214-58/59 26 mai 1959 2125
Aa Ab Ac et consorts c/ les héritiers de Ai et Ag Ah Ad.d.
Cassation d'un arrêt de la Cour d'appel de Rabat du 22 octobre 1958.
La Cour,
SUR LE MOYEN UNIQUE
Attendu que les jugements doivent être motivés et que le défaut de réponse à conclusions équivaut à un défaut de motifs ;
Attendu qu'il résulte du dossier de la procédure et de l'arrêt infirmatif attaqué que Aa Ab Ac et autres, opposants à la réquisition 11942 M, ont conclu devant la Cour d'appel que le défaut de possession qui leur était opposé avait pour cause la dépossession par la violence dont leur auteur avait été victime de la part d'une autorité locale, comme l'établissaient la lettre du Caïd Abdelmalek du 12 ramadan 1334 (13 juillet 1915) et l'acte d'instimrar avec témoignage de prépotence en date du 22 joumada II 1372 (8 mars 1953) ; qu'ils ont prétendu encore justifier de leurs droits de propriété sur le terrain par l'ensemble des documents anciens produits, concordants et confirmés par l'acte d'instimrar ;
Attendu que l'arrêt s'est borné à énoncer «que les appelants n'ont pu justifier par des titres réguliers de leurs droits prétendus, qu'ils ont au surplus reconnu lors du transport sur les lieux n'avoir exercé aucune possession sur le bornage depuis cinquante ans» ; qu'en ne s'expliquant pas sur les raisons pour lesquelles les deux actes des 12 ramadan 1334 et 22 joumada II 1372 n'étaient pas réguliers non plus que sur celles pour lesquelles la prépotence invoquée ne pouvait être retenue, la Cour d'appel a violé les dispositions substantielles d'ordre public qui imposent de motiver les jugements et arrêts et auxquelles doivent se conformer les juridictions qui statuent sur le contentieux de l'immatriculation
PAR CES MOTIFS
Casse.
Président: M Mazoyer-Rapporteur: M X général: M AB C Ae, Cavillon et Af.f.
Observations
I-V supra, note sous l'arrêt n°40, etinfra, arrêt n°85.
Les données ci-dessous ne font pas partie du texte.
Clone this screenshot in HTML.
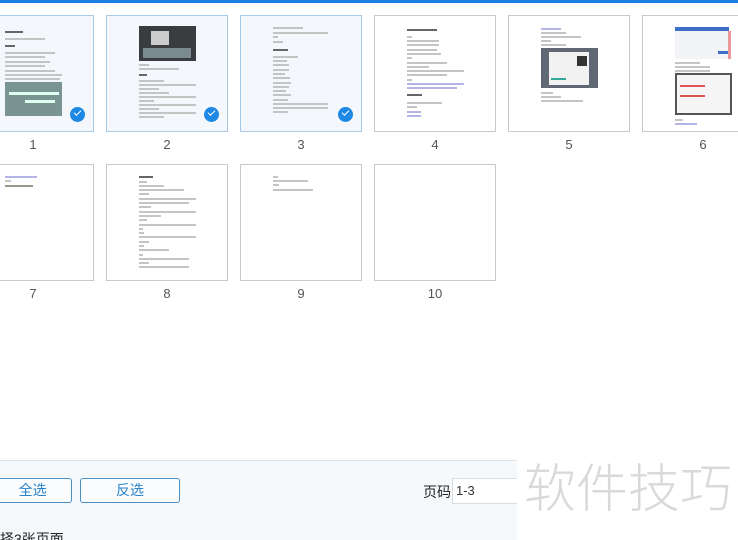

II-La qualification de «non régulier» donnée à un titre est une qualification juridique dont la
Cour suprême a le contrôle. En ne donnant pas les motifs de fait qui lui paraissaient justifier son appréciation à cet égard, la Cour d'appel empêchait l'exercice de ce contrôle et sa décision manquait de base légale (v supra, note II sous l'arrêt n°43). L'arrêt rapporté annule néanmoins la décision attaquée, non pour manque de base légale, mais pour défaut de motifs ce qui montre que la chambre civile de la Cour suprême, comme la Cour de cassation française, n'observe pas toujours la distinction entre ces deux ouvertures à cassation (v Besson, n 1453 et s).